Même si l’on ne dispose pas de chiffres crédibles, les femmes font désormais partie prenante du phénomène harraga. Et ce n’est certainement pas le climat de terreur instauré par les tenants du pouvoir qui y mettra fin !
Il ne se passe pas un jour sans que la presse ne rapporte des drames liés à la harga ! On part désormais en famille. En ce début février, ce sont le père, la mère et leurs quatre enfants qui ont été sauvés d’une mort certaine au large des côtes d’Almeria.
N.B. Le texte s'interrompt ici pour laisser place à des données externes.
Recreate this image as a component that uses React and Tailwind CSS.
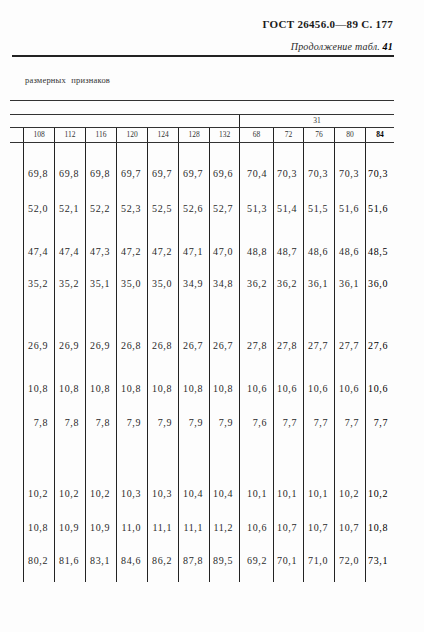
import React from "react";

const COLS = "grid grid-cols-[13px_31px_31px_31px_31px_31px_31px_30px_34px_30px_31px_31px_29px]";

const HEAD = ["108", "112", "116", "120", "124", "128", "132", "68", "72", "76", "80", "84"];

const ROWS = [
  { cls: "h-[41px] pt-[21px]", v: ["69,8", "69,8", "69,8", "69,7", "69,7", "69,7", "69,6", "70,4", "70,3", "70,3", "70,3", "70,3"] },
  { cls: "h-[35px] pt-[15px]", v: ["52,0", "52,1", "52,2", "52,3", "52,5", "52,6", "52,7", "51,3", "51,4", "51,5", "51,6", "51,6"] },
  { cls: "h-[43px] pt-[23px]", v: ["47,4", "47,4", "47,3", "47,2", "47,2", "47,1", "47,0", "48,8", "48,7", "48,6", "48,6", "48,5"] },
  { cls: "h-[32px] pt-[12px]", v: ["35,2", "35,2", "35,1", "35,0", "35,0", "34,9", "34,8", "36,2", "36,2", "36,1", "36,1", "36,0"] },
  { cls: "h-[62px] pt-[42px]", v: ["26,9", "26,9", "26,9", "26,8", "26,8", "26,7", "26,7", "27,8", "27,8", "27,7", "27,7", "27,6"] },
  { cls: "h-[43px] pt-[23px]", v: ["10,8", "10,8", "10,8", "10,8", "10,8", "10,8", "10,8", "10,6", "10,6", "10,6", "10,6", "10,6"] },
  { cls: "h-[34px] pt-[14px]", v: ["7,8", "7,8", "7,8", "7,9", "7,9", "7,9", "7,9", "7,6", "7,7", "7,7", "7,7", "7,7"] },
  { cls: "h-[71px] pt-[51px]", v: ["10,2", "10,2", "10,2", "10,3", "10,3", "10,4", "10,4", "10,1", "10,1", "10,1", "10,2", "10,2"] },
  { cls: "h-[34px] pt-[14px]", v: ["10,8", "10,9", "10,9", "11,0", "11,1", "11,1", "11,2", "10,6", "10,7", "10,7", "10,7", "10,8"] },
  { cls: "h-[44px] pt-[13px]", v: ["80,2", "81,6", "83,1", "84,6", "86,2", "87,8", "89,5", "69,2", "70,1", "71,0", "72,0", "73,1"] },
];

export default function App() {
  return (
    <div className="w-[424px] h-[632px] bg-[#fdfdfd] overflow-hidden [font-family:'Liberation_Serif','Times_New_Roman',serif] text-[#1a1a1a]">
      <div className="flex justify-end pr-[31px] pt-[17px]">
        <span className="text-[11px] font-bold leading-[14px] tracking-[0.3px]">ГОСТ 26456.0—89 С. 177</span>
      </div>
      <div className="flex justify-end pr-[31px] mt-[9px]">
        <span className="italic text-[10px] leading-[14px] tracking-[0.2px] text-[#2a2a2a]">
          Продолжение табл. <span className="font-bold text-[#000]">41</span>
        </span>
      </div>
      <div className="ml-[12px] w-[382px] h-[2px] bg-[#222] mt-[1px]" />
      <div className="ml-[25px] mt-[18px] text-[8.5px] leading-[10px] text-[#333] tracking-[0.2px] [word-spacing:3px]">
        размерных признаков
      </div>
      <div className="ml-[10px] w-[384px] mt-[15px] border-t border-[#333]" />
      <div className="ml-[10px] w-[384px] mt-[13px] border-t border-[#333]" />
      <div className="ml-[10px] w-[384px] flex h-[12px]">
        <div className="w-[229px]" />
        <div className="flex-1 border-l border-[#222] flex items-center justify-center text-[7.5px] leading-[12px] text-[#333]">31</div>
      </div>
      <div className="ml-[10px] w-[384px] border-t border-[#333]" />
      <div className={`${COLS} ml-[10px] w-[384px] h-[14px]`}>
        <div />
        {HEAD.map((h, i) => (
          <div
            key={i}
            className={`border-l border-[#222] flex items-center justify-center text-[7.5px] leading-[14px] ${i === 11 ? "font-bold text-[#000]" : "text-[#333]"}`}
          >
            {h}
          </div>
        ))}
      </div>
      <div className="ml-[10px] w-[384px] border-t border-[#333]" />
      <div className="ml-[10px] w-[384px]">
        {ROWS.map((r, ri) => (
          <div key={ri} className={COLS}>
            <div />
            {r.v.map((v, ci) => (
              <div
                key={ci}
                className={`border-l border-[#222] ${r.cls} text-right pr-[6px] text-[10px] leading-[20px] tracking-[0.6px] ${ci === 11 ? "text-[#000] pr-[4px]" : "text-[#2a2a2a]"}`}
              >
                {v}
              </div>
            ))}
          </div>
        ))}
      </div>
    </div>
  );
}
Quand s’arrêtera la saignée ? S’arrêtera-t-elle un jour ? Rien n’est moins sûr quand on sait que tous les horizons pour notre jeunesse se bouchent les uns après les autres, prenant de l’ampleur d’une année sur l’autre, et que toutes les libertés sont confisquées par une junte qui prépare ses arrières et celui de sa progéniture dans des pays où il fait bon vivre avec fortunes et comptes bancaires achalandés !
Il faut vraiment que le pays soit atteint de malédictions diverses pour qu’il se vide ainsi de sa sève et de son énergie !
Qui, quand, comment exorciser ces malédictions ?
Une chose est sûre “je rentrerai au pays en même temps que la liberté”, pour paraphraser Victor Hugo, l’exilé le plus célèbre du 19ème siècle. Lui qui avait cumulé 20 ans de vie loin de sa France, à la suite du coup d’État perpétré par Louis-Napoléon Bonaparte.
L’exil semble donc dériver d’une loi universelle, celle de la privation des libertés.
Paradoxe pour le cas de l’Algérie, soixante ans après avoir arraché les nôtres au prix des sacrifices que l’on sait, nous en sommes toujours réduits à nous poser la même question, comment diable en est-on arrivé là ? De quelle genre de « da3wassou » avons-nous hérité ?
Pour reprendre une expression populaire : « Heureux les martyrs qui n’ont rien vu ! ».